Whew! I volunteered to help the native ladies butcher and can up a potluck moose (hit by a truck and donated to the tribe). Another moose was clipped earlier this season, so everyone's freezer was already full and no one needs any more cured and smoked for awhile. All of us with big pressure canners descended on the lodge bright and early.

Out of the 315 lbs of moose meat (dressed and deboned), only about 50 lbs of it was "roast worthy" after tangling with that bumper so we chunked, sliced, ground and canned just shy of 260 lbs of meat.

20 hour later, all 100 pints and 80 quarts have been processed and distributed. :nanner:


----------



## Homesteader (Jul 13, 2002)

How wonderful!


----------



## elkhound (May 30, 2006)

that actually sounds like fun to me....hard work..but still fun.

great job.!


----------



## StaceyS (Nov 19, 2003)

That's awesome! Wish I was there to help


----------



## sdnapier (Aug 13, 2010)

What an accomplishment! AND how satisfying it feels to have food put up. Awesome.


----------



## Jan in CO (May 10, 2002)

What a great thing to do to help them~ Whopping big job, tho


----------



## mammabooh (Sep 1, 2004)

Oh, I would love to be part of something like that. How very fun!


----------



## Becka03 (Mar 29, 2009)

wow- I love this !!! I would love to be able to help with something like that and learn too!


----------



## calliemoonbeam (Aug 7, 2007)

Whoa! A massive "canning bee", like the old quilting bees, everyone working together to get it done. That sounds like fun...yeah I'm sick like that, lol. Amazing, way to go! :bow:


----------



## PlicketyCat (Jul 14, 2010)

It was definitely a major undertaking and there were about 20 of us working on & off throughout the day. Dressing the meat was definitely a chore and keeping all the canners going in rotation took some management skills LOL.
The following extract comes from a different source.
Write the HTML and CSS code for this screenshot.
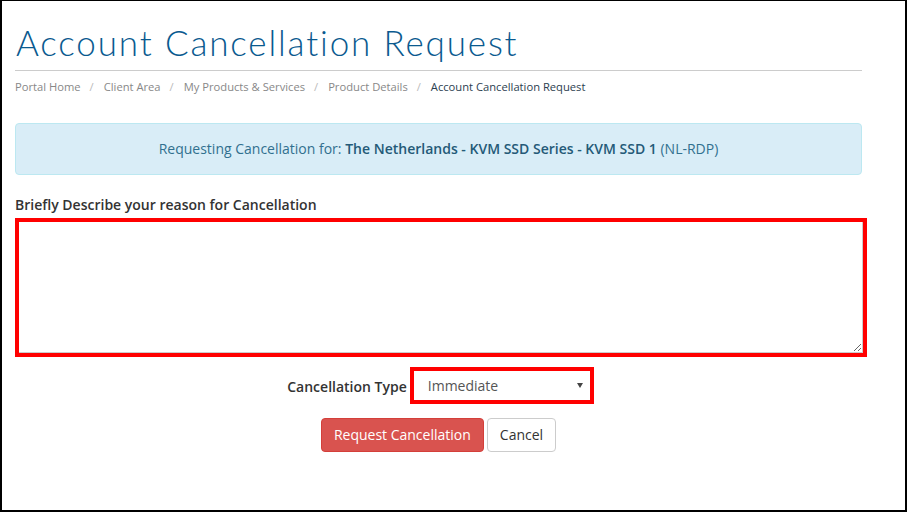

Being willing to help when needed goes a long way towards the natives tolerating me despite being of the pale persuasion.

I'm just glad that they were able to get hold of me early since I have one of the only two 41 qt canners that can do a triple stack of 30 pints at once and a high-output portable propane burner. Without those, it would have taken them even longer since the other gal with the big canner is down south for the winter.


----------



## HerseyMI (Jul 22, 2012)

PlicketyCat said:


> Whew! I volunteered to help the native ladies butcher and can up a potluck moose (hit by a truck and donated to the tribe). Another moose was clipped earlier this season, so everyone's freezer was already full and no one needs any more cured and smoked for awhile. All of us with big pressure canners descended on the lodge bright and early.
> 
> Out of the 315 lbs of moose meat (dressed and deboned), only about 50 lbs of it was "roast worthy" after tangling with that bumper so we chunked, sliced, ground and canned just shy of 260 lbs of meat.
> 
> 20 hour later, all 100 pints and 80 quarts have been processed and distributed. :nanner:


"A pint is a pound the world round."  Funny how that works for just about everything isn't it.


----------



## PlicketyCat (Jul 14, 2010)

HerseyMI said:


> "A pint is a pound the world round."  Funny how that works for just about everything isn't it.


Yup, pretty much works for everything except juice, jam and sauce :thumb: (or British pints that are 20 oz)


----------



## backtocolo (May 1, 2012)

I would love to do something like that.

My friends that I can with have decided doing meat is their favorite thing to do. quick to get into the canner and so very versatile.


----------